** Written problem **
For each line of the data below that holds "styles", copy the line.

** Data section **
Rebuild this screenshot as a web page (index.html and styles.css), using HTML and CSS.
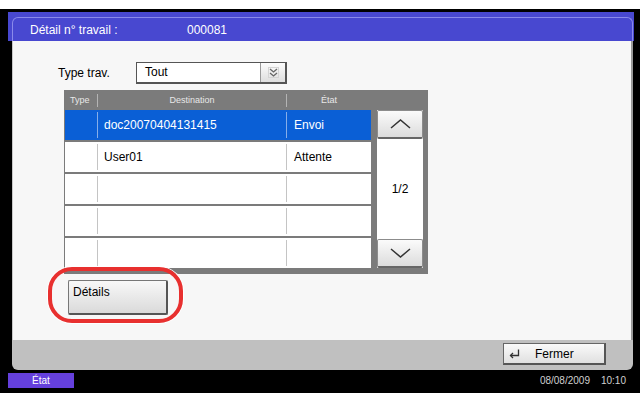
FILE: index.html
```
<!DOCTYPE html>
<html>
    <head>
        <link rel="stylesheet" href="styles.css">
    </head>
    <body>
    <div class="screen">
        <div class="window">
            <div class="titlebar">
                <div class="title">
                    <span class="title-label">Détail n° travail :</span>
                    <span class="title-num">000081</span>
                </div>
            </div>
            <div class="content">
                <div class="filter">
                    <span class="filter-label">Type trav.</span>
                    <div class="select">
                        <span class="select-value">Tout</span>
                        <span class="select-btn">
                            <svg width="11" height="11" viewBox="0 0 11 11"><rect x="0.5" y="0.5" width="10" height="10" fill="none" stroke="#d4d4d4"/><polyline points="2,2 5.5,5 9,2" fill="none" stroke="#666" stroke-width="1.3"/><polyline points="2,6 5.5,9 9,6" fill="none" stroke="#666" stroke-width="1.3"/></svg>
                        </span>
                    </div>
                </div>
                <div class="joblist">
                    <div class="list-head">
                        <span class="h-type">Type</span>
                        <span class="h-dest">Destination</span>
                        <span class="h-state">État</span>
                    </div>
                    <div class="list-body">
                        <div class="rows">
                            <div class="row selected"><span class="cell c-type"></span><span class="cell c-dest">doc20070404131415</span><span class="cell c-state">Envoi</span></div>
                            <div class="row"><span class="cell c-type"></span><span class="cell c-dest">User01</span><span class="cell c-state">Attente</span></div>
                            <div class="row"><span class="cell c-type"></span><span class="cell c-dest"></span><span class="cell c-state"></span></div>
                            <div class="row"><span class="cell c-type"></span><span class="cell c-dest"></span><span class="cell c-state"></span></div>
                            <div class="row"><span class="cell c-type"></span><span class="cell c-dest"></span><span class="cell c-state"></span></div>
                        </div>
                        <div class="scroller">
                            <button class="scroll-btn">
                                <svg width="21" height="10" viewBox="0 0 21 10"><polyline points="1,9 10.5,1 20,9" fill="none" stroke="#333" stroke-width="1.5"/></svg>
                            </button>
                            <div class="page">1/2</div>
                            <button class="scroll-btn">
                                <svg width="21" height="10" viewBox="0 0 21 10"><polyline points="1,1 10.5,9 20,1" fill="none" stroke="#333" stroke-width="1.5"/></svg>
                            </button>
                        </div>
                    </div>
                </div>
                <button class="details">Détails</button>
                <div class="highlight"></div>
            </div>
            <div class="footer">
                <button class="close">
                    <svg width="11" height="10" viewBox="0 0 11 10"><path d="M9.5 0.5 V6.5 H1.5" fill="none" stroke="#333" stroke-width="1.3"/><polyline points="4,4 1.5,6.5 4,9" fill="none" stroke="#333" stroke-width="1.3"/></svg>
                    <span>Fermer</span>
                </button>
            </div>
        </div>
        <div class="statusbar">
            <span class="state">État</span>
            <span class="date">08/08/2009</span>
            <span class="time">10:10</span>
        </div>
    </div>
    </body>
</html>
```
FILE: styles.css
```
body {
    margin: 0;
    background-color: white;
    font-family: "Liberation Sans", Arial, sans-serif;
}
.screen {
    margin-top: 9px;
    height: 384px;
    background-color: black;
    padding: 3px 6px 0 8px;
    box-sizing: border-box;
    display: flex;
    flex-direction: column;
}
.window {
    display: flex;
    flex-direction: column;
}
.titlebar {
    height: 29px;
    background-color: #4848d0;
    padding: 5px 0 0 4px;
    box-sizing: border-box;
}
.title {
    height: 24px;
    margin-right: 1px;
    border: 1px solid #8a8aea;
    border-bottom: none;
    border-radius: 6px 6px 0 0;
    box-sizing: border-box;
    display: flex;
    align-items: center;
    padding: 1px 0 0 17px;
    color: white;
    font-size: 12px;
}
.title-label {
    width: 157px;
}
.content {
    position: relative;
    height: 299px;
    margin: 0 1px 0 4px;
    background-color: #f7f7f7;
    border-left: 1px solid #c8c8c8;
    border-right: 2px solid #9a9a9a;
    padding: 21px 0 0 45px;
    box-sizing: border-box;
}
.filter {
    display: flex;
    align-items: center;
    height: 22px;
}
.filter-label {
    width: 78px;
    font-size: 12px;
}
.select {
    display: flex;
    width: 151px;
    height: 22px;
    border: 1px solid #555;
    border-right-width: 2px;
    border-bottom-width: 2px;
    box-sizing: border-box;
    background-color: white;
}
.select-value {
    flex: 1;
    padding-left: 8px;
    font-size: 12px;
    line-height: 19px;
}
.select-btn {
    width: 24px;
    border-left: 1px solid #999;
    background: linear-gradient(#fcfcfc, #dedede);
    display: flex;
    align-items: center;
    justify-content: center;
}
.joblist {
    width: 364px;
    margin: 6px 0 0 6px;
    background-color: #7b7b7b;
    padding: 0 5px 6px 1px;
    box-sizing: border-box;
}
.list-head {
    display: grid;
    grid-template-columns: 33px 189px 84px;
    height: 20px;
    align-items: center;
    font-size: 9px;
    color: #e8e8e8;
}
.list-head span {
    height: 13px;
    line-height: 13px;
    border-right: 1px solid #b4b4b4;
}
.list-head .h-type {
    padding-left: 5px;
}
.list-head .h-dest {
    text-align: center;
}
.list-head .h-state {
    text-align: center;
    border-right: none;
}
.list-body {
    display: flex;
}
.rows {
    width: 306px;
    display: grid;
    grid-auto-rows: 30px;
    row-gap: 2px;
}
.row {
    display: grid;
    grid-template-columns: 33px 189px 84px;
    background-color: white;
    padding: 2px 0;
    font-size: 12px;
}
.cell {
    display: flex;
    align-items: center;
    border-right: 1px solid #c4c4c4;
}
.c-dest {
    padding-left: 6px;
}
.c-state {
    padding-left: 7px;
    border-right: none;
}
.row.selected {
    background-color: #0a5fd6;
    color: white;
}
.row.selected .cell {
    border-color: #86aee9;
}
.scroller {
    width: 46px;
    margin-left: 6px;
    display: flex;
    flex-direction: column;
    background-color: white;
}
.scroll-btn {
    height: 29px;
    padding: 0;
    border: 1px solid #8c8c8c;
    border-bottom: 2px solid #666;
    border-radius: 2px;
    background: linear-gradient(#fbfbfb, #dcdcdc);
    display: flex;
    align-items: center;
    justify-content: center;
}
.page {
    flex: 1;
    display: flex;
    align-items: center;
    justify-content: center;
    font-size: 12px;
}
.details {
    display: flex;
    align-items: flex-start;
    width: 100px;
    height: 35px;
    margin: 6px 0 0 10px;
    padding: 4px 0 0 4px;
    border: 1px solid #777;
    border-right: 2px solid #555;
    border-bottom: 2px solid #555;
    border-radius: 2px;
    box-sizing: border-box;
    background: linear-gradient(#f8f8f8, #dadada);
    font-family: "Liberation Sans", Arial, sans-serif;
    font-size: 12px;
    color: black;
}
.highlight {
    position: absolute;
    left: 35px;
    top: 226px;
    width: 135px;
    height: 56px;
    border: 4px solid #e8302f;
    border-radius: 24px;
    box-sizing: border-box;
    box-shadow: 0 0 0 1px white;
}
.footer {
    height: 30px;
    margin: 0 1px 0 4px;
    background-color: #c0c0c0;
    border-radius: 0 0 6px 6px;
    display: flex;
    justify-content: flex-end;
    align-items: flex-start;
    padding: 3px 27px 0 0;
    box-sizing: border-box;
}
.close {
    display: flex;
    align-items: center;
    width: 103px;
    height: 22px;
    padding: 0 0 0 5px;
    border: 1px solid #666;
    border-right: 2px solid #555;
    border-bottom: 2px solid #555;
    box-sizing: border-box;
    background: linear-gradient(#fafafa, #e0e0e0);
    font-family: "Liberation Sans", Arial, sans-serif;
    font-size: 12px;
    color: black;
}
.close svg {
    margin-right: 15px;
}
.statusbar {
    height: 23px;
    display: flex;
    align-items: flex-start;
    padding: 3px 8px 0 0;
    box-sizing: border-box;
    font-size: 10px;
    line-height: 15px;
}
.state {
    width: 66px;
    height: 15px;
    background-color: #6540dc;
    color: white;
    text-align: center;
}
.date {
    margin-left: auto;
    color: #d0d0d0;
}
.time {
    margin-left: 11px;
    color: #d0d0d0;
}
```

** Final result **
Rebuild this screenshot as a web page (index.html and styles.css), using HTML and CSS.
        <link rel="stylesheet" href="styles.css">
FILE: styles.css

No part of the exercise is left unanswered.